▸ PROBLEM
Please write the listing below out again exactly, leaving every picture behind.

%%

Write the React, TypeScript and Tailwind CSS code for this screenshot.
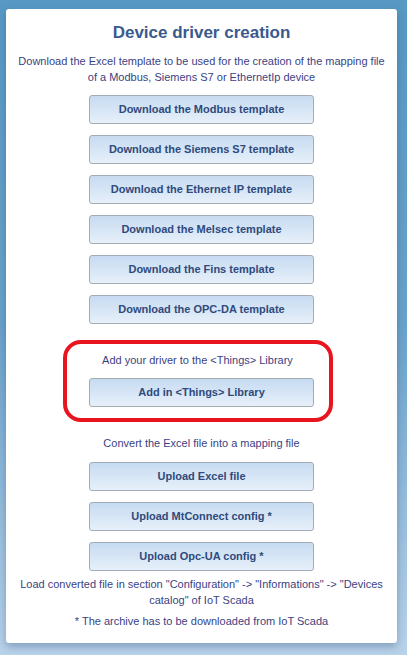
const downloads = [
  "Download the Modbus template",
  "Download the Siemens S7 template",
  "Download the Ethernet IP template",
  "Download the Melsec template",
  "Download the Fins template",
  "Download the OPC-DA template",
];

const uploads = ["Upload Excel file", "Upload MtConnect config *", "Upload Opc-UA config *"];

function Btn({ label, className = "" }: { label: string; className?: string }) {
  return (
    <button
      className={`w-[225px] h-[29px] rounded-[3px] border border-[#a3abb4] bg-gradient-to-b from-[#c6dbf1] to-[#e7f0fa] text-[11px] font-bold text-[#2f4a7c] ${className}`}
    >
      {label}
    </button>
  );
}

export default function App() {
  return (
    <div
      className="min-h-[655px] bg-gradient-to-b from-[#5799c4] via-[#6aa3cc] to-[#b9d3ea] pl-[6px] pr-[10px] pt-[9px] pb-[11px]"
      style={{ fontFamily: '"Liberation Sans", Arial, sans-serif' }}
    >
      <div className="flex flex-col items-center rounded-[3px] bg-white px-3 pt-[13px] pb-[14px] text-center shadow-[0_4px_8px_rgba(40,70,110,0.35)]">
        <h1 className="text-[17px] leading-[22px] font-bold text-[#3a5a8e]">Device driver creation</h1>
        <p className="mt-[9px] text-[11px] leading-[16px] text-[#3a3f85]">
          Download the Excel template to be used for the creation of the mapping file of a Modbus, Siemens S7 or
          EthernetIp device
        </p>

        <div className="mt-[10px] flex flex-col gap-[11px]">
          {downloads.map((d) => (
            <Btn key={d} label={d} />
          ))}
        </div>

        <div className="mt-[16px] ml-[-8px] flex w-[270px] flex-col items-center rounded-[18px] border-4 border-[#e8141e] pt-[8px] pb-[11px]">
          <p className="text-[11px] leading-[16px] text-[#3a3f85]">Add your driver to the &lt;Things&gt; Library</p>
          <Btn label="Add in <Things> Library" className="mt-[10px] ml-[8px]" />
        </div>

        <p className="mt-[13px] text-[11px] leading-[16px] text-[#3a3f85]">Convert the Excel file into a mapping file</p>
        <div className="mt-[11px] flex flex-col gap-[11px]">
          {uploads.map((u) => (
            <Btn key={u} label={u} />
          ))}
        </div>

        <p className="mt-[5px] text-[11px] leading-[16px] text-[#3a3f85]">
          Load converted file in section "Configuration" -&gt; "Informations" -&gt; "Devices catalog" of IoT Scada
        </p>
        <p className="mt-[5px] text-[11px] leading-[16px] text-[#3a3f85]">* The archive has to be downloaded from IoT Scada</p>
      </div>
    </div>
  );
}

%%

▸ IN RESPONSE
Write the React, TypeScript and Tailwind CSS code for this screenshot.
const downloads = [
  "Download the Modbus template",
  "Download the Siemens S7 template",
  "Download the Ethernet IP template",
  "Download the Melsec template",
  "Download the Fins template",
  "Download the OPC-DA template",
];

const uploads = ["Upload Excel file", "Upload MtConnect config *", "Upload Opc-UA config *"];

function Btn({ label, className = "" }: { label: string; className?: string }) {
  return (
    <button
      className={`w-[225px] h-[29px] rounded-[3px] border border-[#a3abb4] bg-gradient-to-b from-[#c6dbf1] to-[#e7f0fa] text-[11px] font-bold text-[#2f4a7c] ${className}`}
    >
      {label}
    </button>
  );
}

export default function App() {
  return (
    <div
      className="min-h-[655px] bg-gradient-to-b from-[#5799c4] via-[#6aa3cc] to-[#b9d3ea] pl-[6px] pr-[10px] pt-[9px] pb-[11px]"
      style={{ fontFamily: '"Liberation Sans", Arial, sans-serif' }}
    >
      <div className="flex flex-col items-center rounded-[3px] bg-white px-3 pt-[13px] pb-[14px] text-center shadow-[0_4px_8px_rgba(40,70,110,0.35)]">
        <h1 className="text-[17px] leading-[22px] font-bold text-[#3a5a8e]">Device driver creation</h1>
        <p className="mt-[9px] text-[11px] leading-[16px] text-[#3a3f85]">
          Download the Excel template to be used for the creation of the mapping file of a Modbus, Siemens S7 or
          EthernetIp device
        </p>

        <div className="mt-[10px] flex flex-col gap-[11px]">
          {downloads.map((d) => (
            <Btn key={d} label={d} />
          ))}
        </div>

        <div className="mt-[16px] ml-[-8px] flex w-[270px] flex-col items-center rounded-[18px] border-4 border-[#e8141e] pt-[8px] pb-[11px]">
          <p className="text-[11px] leading-[16px] text-[#3a3f85]">Add your driver to the &lt;Things&gt; Library</p>
          <Btn label="Add in <Things> Library" className="mt-[10px] ml-[8px]" />
        </div>

        <p className="mt-[13px] text-[11px] leading-[16px] text-[#3a3f85]">Convert the Excel file into a mapping file</p>
        <div className="mt-[11px] flex flex-col gap-[11px]">
          {uploads.map((u) => (
            <Btn key={u} label={u} />
          ))}
        </div>

        <p className="mt-[5px] text-[11px] leading-[16px] text-[#3a3f85]">
          Load converted file in section "Configuration" -&gt; "Informations" -&gt; "Devices catalog" of IoT Scada
        </p>
        <p className="mt-[5px] text-[11px] leading-[16px] text-[#3a3f85]">* The archive has to be downloaded from IoT Scada</p>
      </div>
    </div>
  );
}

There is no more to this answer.